Busuttil: 'Likely that Labour Party engaged in vote-buying practices'

The Nationalist Party leader appealed to those with reports of irregularities to come forward so that these can be investigated by the party

Simon Busuttil said the Nationalist Party would be looking into all reports of corrupt practices surrounding the election
Simon Busuttil said the Nationalist Party would be looking into all reports of corrupt practices surrounding the election

Nationalist Party (PN) leader Simon Busuttil said tonight that it was likely that the government had engaged in a number of vote-buying and corrupt practices.  

“We will not be jumping to conclusions,” said Busuttil. “What we will do is study and investigate all reports we receive, and if there is proof of corrupt and therefore illegal activities, we will see to it that justice is done.”

Busuttil was speaking at the Nationalist Party headquarters in Sannat, Gozo, where he said that the PN was looking into reports of a large number of voters claiming to require help when voting.

Moreover, he said that it had also been reported by MaltaToday, that over a thousand jobs with the government and sub-contracted agencies had been dished on in the weeks before the election.

“We will not let anyone steal votes. If not for this election for future elections,” said Busuttil, who called on all those with information of corrupt practices to pass them on to the PN.

Turning to party’s defeat at the polls, Busuttil said the result was an unexpected one and that the only logical conclusion was for him to take political responsibility and resign.  

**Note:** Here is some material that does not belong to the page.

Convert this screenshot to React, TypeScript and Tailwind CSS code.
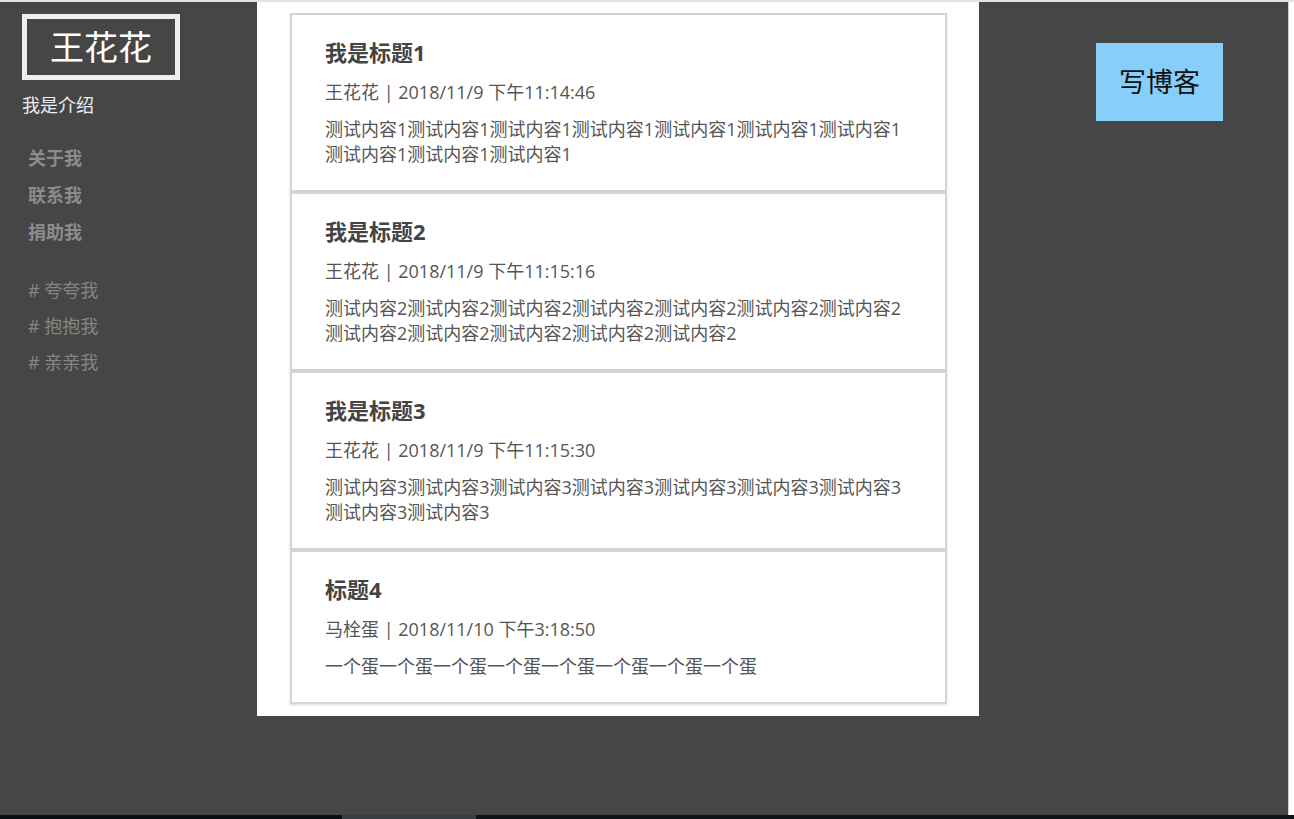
const posts = [
  { title: "我是标题1", author: "王花花", time: "2018/11/9 下午11:14:46", content: "测试内容1测试内容1测试内容1测试内容1测试内容1测试内容1测试内容1测试内容1测试内容1测试内容1" },
  { title: "我是标题2", author: "王花花", time: "2018/11/9 下午11:15:16", content: "测试内容2测试内容2测试内容2测试内容2测试内容2测试内容2测试内容2测试内容2测试内容2测试内容2测试内容2测试内容2" },
  { title: "我是标题3", author: "王花花", time: "2018/11/9 下午11:15:30", content: "测试内容3测试内容3测试内容3测试内容3测试内容3测试内容3测试内容3测试内容3测试内容3" },
  { title: "标题4", author: "马栓蛋", time: "2018/11/10 下午3:18:50", content: "一个蛋一个蛋一个蛋一个蛋一个蛋一个蛋一个蛋一个蛋" },
];

const links = ["关于我", "联系我", "捐助我"];
const tags = ["夸夸我", "抱抱我", "亲亲我"];

export default function App() {
  return (
    <div className="w-[1294px] h-[819px] flex flex-col bg-[#464646] font-['Open_Sans','Noto_Sans_CJK_SC',sans-serif] overflow-hidden">
      <div className="h-[2px] bg-[#e2e2e2]" />
      <div className="flex flex-1 min-h-0">
        {/* sidebar */}
        <aside className="w-[257px] shrink-0 pl-[22px] pt-[12px]">
          <div className="w-[158px] h-[66px] border-[5px] border-[#eeeeee] flex items-center justify-center text-[34px] text-white leading-none">
            王花花
          </div>
          <div className="mt-[13px] text-[18px] leading-[25px] text-[#eeeeee]">我是介绍</div>
          <nav className="mt-[28px] pl-[6px] flex flex-col gap-[12px]">
            {links.map((l) => (
              <a key={l} className="text-[18px] leading-[25px] font-bold text-[#8c8c8c]">{l}</a>
            ))}
          </nav>
          <div className="mt-[33px] pl-[6px] flex flex-col gap-[11px]">
            {tags.map((t) => (
              <a key={t} className="text-[18px] leading-[25px] text-[#858585]"># {t}</a>
            ))}
          </div>
        </aside>

        {/* posts */}
        <main className="w-[722px] shrink-0 self-start bg-white pt-[11px] pb-[12px] pl-[33px] pr-[32px]">
          {posts.map((p) => (
            <div key={p.title} className="border-2 border-[#d4d4d4] shadow-[0_1px_2px_rgba(0,0,0,0.15)] pt-[22px] px-[33px] pb-[23px]">
              <h2 className="text-[22px] leading-[30px] font-bold text-[#444444]">{p.title}</h2>
              <div className="mt-[13px] text-[18px] leading-[25px] text-[#555555]">{p.author} | {p.time}</div>
              <p className="mt-[12px] text-[18px] leading-[25px] text-[#555555] break-all">{p.content}</p>
            </div>
          ))}
        </main>

        {/* right */}
        <div className="flex-1 pl-[117px] pt-[41px]">
          <button className="w-[127px] h-[78px] bg-[#87cefa] text-[27px] text-[#111111] flex items-center justify-center">
            写博客
          </button>
        </div>
        <div className="w-[6px] bg-white border-l border-[#d0d0d0]" />
      </div>
      <div className="h-[4px] flex">
        <div className="w-[342px] bg-[#0b0f14]" />
        <div className="w-[134px] bg-[#3a3d42]" />
        <div className="flex-1 bg-[#0f1419]" />
      </div>
    </div>
  );
}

“I would like to confirm my decision, that the results requires me to take this decision,” he said, adding that he was a aware that it was not what party activists wished for.  

“We must face reality, which requires me to be the first to step aside,” he said, adding that the party must now start a process that will lead to it choosing a new leader.

Busuttil explained that the party executive would be meeting next week to determine how the process would work in practice. He said those interested in being PN leader would first need to submit an application, which would be vetted by the executive.

The list, he said, would then be shortened to two candidates of which those who have been paying party members for at least two years, would have to choose one.

“This idea was introduced so that the choice of who will be the party’s leader will be in your hands,” he told activists.

Busuttil concluded by saying that the Labour Party winning the general elections did not change the fact that the Prime Minster and his chief of staff were both the subject of magisterial inquiries.


“I hope the government is not expecting what was a criminal act to now become good, and I hope there will also not be pressure on the judiciary,” he said.

Finally, Busuttil appealed to those present not to be intimidated when speaking about corruption.

“What was a criminal offence remains a criminal offence and an election is not a washing machine for such offences,” he insisted.